_To do_
Go through the material below and copy all lines with "components".

_Data listing_
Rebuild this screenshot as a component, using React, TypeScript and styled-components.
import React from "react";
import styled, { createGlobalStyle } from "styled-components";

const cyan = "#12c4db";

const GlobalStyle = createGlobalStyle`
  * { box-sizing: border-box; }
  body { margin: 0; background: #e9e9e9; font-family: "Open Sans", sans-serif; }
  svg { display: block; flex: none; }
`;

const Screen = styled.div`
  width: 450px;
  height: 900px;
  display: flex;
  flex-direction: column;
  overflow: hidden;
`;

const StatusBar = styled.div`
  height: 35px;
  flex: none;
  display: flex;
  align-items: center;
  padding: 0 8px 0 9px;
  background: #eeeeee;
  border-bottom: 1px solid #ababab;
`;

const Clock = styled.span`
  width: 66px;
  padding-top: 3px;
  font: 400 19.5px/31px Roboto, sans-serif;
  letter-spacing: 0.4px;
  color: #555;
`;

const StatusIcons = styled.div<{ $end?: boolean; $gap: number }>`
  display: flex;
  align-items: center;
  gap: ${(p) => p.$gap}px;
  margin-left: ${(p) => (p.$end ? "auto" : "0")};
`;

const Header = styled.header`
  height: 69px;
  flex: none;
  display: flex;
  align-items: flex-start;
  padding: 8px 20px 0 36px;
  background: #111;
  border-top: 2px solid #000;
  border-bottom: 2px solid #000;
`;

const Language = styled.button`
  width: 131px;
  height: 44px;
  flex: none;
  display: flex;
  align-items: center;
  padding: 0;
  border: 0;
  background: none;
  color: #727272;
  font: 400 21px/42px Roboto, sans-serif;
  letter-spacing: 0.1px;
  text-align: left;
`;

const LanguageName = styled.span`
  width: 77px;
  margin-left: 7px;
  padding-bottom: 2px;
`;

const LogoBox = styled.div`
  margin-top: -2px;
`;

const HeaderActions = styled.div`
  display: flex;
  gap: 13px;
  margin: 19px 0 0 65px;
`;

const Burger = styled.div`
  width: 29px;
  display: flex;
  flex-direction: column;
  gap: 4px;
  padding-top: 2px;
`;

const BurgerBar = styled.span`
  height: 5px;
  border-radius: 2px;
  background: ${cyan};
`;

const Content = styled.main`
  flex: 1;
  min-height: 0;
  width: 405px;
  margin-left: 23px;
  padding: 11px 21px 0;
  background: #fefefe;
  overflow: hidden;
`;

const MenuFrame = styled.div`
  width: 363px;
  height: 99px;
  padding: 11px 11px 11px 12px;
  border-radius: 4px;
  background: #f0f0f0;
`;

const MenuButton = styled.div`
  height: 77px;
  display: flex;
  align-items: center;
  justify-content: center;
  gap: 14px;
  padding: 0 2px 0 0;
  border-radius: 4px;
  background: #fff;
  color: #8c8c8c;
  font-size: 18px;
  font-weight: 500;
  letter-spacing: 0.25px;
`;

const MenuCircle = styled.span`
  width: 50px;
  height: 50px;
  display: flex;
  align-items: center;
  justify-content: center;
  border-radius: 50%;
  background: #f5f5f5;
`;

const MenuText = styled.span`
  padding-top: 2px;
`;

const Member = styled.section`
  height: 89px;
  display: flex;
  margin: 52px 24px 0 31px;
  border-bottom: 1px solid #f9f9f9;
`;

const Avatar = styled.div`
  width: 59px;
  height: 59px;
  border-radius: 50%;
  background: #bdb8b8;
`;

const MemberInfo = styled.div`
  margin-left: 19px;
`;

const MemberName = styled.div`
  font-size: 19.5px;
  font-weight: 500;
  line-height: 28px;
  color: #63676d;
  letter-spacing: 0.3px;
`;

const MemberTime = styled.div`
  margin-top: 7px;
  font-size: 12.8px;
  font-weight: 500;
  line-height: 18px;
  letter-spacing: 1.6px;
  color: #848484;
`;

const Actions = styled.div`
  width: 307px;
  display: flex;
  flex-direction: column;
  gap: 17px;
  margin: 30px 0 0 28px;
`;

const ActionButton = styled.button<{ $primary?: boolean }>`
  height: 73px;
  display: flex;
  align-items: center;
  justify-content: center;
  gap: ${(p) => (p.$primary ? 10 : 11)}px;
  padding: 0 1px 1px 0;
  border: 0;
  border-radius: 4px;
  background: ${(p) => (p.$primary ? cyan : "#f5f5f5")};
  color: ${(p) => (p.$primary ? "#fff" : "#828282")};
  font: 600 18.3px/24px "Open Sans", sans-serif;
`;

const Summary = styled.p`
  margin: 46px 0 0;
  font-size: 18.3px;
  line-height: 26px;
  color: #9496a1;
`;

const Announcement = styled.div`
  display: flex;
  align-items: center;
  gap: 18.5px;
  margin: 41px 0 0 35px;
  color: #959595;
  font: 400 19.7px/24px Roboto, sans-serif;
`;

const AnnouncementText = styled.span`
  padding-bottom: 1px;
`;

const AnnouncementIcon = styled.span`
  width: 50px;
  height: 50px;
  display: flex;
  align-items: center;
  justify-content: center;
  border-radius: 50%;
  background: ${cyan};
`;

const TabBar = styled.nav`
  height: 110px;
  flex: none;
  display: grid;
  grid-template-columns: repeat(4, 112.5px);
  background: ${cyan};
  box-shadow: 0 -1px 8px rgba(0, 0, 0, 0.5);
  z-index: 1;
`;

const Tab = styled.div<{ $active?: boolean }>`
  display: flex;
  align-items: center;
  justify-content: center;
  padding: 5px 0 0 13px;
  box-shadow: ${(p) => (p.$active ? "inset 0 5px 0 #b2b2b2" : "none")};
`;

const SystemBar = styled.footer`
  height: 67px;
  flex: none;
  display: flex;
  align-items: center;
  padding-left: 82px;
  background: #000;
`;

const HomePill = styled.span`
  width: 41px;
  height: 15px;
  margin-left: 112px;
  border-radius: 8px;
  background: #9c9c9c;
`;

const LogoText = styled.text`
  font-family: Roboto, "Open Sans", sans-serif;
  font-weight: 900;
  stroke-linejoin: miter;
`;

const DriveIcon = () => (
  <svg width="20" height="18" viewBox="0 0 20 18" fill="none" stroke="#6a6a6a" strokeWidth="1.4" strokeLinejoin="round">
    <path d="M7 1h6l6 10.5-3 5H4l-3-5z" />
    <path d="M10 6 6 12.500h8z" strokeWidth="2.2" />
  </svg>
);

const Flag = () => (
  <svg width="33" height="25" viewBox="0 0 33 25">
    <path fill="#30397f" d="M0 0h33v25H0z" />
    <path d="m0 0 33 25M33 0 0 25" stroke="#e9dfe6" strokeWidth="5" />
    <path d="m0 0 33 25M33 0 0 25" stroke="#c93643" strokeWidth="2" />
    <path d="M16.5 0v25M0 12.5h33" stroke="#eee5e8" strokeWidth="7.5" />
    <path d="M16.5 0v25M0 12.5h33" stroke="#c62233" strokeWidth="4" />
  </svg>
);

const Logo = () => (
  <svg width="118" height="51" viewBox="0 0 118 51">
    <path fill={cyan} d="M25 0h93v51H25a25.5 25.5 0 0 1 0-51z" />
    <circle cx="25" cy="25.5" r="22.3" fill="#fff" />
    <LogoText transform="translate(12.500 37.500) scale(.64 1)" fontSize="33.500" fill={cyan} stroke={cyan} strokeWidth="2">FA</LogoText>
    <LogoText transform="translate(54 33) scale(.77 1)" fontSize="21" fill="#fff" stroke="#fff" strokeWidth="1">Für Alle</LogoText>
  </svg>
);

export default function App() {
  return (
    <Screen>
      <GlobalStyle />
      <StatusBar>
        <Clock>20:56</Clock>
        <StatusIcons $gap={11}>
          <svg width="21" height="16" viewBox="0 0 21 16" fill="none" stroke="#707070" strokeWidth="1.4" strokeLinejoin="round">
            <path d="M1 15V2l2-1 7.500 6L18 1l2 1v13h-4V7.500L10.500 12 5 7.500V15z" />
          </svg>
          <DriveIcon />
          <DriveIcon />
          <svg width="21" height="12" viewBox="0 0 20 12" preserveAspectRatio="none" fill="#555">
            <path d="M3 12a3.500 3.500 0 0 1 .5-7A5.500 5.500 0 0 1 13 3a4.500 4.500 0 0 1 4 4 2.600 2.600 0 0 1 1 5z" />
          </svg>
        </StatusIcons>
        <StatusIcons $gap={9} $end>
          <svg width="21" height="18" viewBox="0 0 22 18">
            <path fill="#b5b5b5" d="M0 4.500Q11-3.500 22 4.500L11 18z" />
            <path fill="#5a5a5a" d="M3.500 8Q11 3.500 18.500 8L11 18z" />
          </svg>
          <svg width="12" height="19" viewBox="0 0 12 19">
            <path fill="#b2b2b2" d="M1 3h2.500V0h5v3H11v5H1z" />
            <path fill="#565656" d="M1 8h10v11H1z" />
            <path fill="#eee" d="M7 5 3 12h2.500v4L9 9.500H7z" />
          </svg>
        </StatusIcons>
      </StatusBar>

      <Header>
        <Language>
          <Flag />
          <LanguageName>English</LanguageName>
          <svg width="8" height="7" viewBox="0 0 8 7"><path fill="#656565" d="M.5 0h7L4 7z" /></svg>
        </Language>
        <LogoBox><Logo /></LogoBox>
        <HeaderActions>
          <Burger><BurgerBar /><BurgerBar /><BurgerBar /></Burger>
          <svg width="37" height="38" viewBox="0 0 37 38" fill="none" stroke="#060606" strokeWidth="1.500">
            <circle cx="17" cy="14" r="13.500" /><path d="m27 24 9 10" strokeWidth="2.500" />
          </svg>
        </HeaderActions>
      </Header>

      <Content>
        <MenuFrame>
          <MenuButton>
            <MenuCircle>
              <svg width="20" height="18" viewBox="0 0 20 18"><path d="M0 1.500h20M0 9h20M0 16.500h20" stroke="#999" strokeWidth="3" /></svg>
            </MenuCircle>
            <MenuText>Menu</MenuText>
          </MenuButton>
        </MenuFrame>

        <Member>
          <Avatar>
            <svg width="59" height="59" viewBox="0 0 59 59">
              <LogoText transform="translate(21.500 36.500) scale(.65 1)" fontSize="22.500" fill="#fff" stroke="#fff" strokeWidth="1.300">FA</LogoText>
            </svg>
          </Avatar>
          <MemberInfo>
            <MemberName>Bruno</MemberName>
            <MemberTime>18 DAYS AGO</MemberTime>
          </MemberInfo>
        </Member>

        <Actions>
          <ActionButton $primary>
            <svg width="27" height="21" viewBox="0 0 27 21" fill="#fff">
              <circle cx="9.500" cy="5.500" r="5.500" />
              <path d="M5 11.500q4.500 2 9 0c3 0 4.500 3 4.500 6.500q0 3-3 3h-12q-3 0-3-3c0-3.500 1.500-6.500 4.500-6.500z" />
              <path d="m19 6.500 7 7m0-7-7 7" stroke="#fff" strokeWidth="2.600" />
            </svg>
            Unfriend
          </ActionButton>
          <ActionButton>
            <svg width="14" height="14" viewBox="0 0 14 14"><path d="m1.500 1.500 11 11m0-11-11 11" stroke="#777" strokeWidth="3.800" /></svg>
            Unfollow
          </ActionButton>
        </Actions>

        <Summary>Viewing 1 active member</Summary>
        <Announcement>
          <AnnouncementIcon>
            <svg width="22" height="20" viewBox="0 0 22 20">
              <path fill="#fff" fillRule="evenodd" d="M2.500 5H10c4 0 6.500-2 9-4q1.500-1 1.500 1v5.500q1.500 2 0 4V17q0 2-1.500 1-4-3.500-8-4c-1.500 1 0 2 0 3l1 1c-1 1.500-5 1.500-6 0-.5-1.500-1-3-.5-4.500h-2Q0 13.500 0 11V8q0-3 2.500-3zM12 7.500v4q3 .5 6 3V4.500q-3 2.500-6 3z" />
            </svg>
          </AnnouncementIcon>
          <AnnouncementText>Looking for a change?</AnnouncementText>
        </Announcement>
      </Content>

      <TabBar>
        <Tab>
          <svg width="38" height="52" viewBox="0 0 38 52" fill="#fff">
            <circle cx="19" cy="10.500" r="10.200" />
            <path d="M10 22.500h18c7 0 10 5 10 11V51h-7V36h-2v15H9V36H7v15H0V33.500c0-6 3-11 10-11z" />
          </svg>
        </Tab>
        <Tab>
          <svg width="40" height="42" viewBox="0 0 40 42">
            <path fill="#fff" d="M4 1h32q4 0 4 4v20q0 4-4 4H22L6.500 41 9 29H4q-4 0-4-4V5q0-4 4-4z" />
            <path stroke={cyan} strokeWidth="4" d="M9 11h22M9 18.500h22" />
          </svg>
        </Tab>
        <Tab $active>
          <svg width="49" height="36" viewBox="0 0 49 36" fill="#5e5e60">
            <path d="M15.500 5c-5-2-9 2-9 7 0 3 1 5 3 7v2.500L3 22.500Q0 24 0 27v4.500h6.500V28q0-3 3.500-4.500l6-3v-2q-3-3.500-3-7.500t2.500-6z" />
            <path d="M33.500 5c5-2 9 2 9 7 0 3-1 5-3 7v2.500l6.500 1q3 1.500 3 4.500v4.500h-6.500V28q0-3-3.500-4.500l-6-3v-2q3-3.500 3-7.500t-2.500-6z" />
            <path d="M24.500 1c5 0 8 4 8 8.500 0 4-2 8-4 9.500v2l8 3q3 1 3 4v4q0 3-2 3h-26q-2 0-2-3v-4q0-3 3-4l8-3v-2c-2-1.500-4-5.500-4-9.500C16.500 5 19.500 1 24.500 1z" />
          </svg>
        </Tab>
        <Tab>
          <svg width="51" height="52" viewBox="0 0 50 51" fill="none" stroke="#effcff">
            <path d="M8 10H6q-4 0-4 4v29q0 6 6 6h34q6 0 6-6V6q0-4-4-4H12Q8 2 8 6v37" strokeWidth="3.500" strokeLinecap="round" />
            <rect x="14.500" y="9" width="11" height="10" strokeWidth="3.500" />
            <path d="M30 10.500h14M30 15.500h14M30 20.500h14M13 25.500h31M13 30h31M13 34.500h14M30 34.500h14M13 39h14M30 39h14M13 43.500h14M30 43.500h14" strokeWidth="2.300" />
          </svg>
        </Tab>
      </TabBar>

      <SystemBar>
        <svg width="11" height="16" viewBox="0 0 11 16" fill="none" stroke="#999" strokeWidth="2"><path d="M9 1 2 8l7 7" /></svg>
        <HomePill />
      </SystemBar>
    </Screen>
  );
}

* * *

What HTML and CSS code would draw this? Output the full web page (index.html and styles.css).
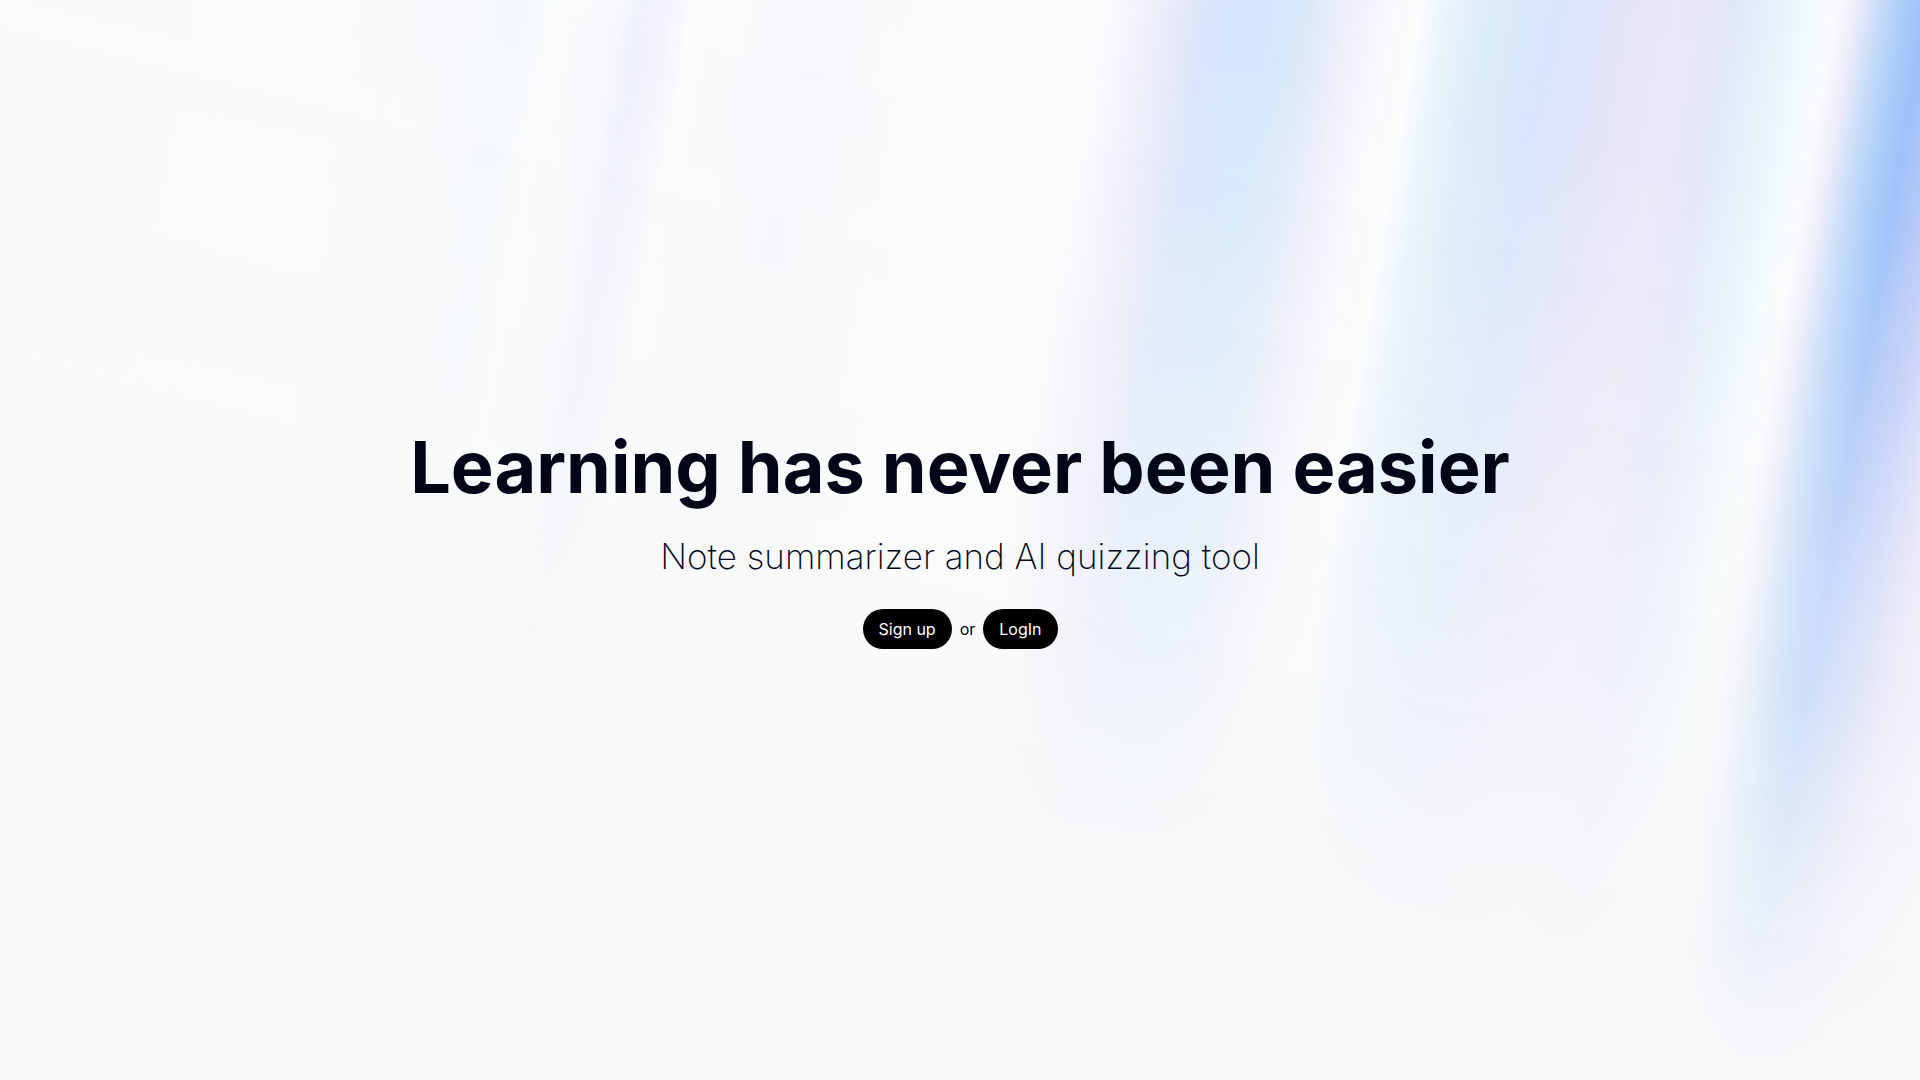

_Reply to the exercise_
Rebuild this screenshot as a component, using React, TypeScript and styled-components.
import styled, { createGlobalStyle } from "styled-components";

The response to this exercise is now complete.